«Нань-Шань» оставлял глубокий исчезающий след на поверхности воды, блестевшей, точно скомканный кусок серого шелка. Бледное, тусклое солнце изливало свинцовый жар и странный неяркий свет. Китайцы в изнеможении валялись на палубах. Своими бескровными, измученными желтыми лицами они походили на больных желтухой. Капитан Макуир обратил внимание на двоих, что лежали навзничь ближе к мостику. С закрытыми глазами они казались мертвыми. Трое других спорили о чем-то на баке. Один здоровый парень, полуголый, с богатырскими плечами, бессильно перевесился через лебедку. Другой сидел на палубе, по-девичьи подогнув колени и склонив голову набок, и с ленивой медлительностью заплетал косу; его пальцы едва шевелились. Дым с трудом выбивался из трубы и не уходил в сторону, а растекался зловещим облаком, испуская запах серы и осыпая палубу сажей.

– Что вы там, черт возьми, делаете, Джакс? – спросил капитан Макуир.

От столь непривычного обращения – хотя слова эти шкипер не произнес, а промямлил, – Джакс вздрогнул как от удара. Он сидел на низкой скамеечке, принесенной на мостик; под ногами у него свернулась веревка, на коленях лежал кусок парусины, и он яростно орудовал парусной иглой. Помощник удивленно поднял голову, его лицо приняло невинное и простодушное выражение.

– Сшиваю мешки из новой партии, которую мы заготовили для угля в прошлом рейсе, – отозвался он вежливо. – Они понадобятся для следующей погрузки, сэр.

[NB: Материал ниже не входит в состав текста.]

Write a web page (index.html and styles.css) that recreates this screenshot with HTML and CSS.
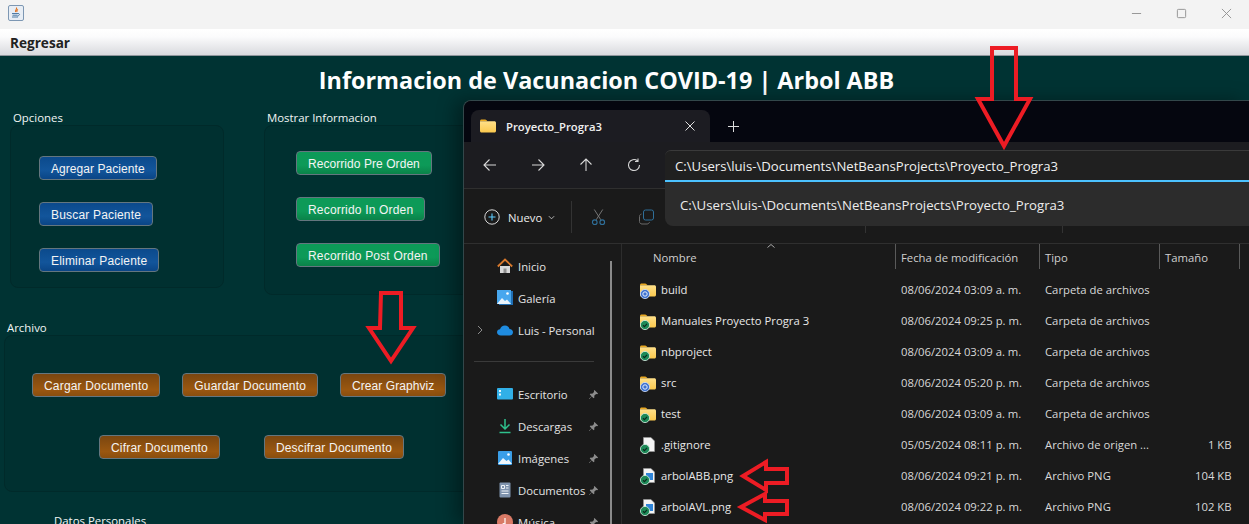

– А что случилось со старыми?

– Износились, сэр.

Капитан Макуир, окинув молодого человека подозрительным взглядом, высказал мрачное и циничное убеждение, что больше половины мешков отправилось за борт, да только никто правды не скажет, и удалился на другой конец мостика. Джакс, обиженный необоснованным нападением, сломал иглу на втором стежке, бросил работу, вскочил и вполголоса яростно проклял жару. Стучал винт, трое китайцев внезапно прекратили ссору, а заплетавший косу обхватил руками колени и уныло уставился в одну точку. Бледное солнце отбрасывало слабые, болезненные тени. Волнение усилилось, судно тяжело рыскало в глубоких выбоинах.

– Интересно, откуда взялась эта мерзкая зыбь? – громко произнес Джакс, покачнувшись и с трудом поймав равновесие.

– С северо-востока, – проворчал с другого конца мостика Макуир, понимавший все буквально. – Будет скверная погода. Пойдите взгляните на барометр.

Из штурманской рубки Джакс вышел с задумчивой и озабоченной физиономией, схватился за леер и посмотрел вдаль.

Температура в машинном отделении дошла до сорока восьми градусов. Через решетку котельной поднимался раздраженный гул голосов, чередующийся с сердитым скрежетом и лязгом металла, словно там, внизу, ругались люди с железными конечностями и медными глотками. Второй механик на все корки честил кочегаров за то, что не удержали давление пара. Это был мощный детина с руками кузнеца, и обычно его побаивались, однако сегодня кочегары бесстрашно огрызались и в сердцах хлопали дверцами топок.

Внезапно шум прекратился, и второй механик показался из люка, насквозь мокрый и весь в саже, как трубочист. Едва высунув голову, он принялся бранить Джакса за неправильно прилаженные вентиляторы. Джакс умоляюще развел руками, словно желая сказать: «Ветра нет, что поделаешь… сами видите…» – однако тот не хотел внимать доводам рассудка и сердито блестел зубами на перепачканном лице. Он заявил, что готов взять на себя труд настучать по башке безмозглым кочегарам там, внизу, но пропади оно все пропадом: неужели проклятые штурманы думают, что можно поддерживать пар в этих забытых Богом котлах одними тумаками? Нет, черт возьми! Нужна хоть какая-то тяга. Если это не так, он готов на веки веков превратиться в палубного матроса со шваброй вместо головы. И старший механик тоже с полудня бесится у манометра и скачет как ненормальный по машинному отделению. «Чего вы здесь торчите, Джакс, если не можете заставить своих ни на что не годных калек повернуть вентиляторы к ветру?»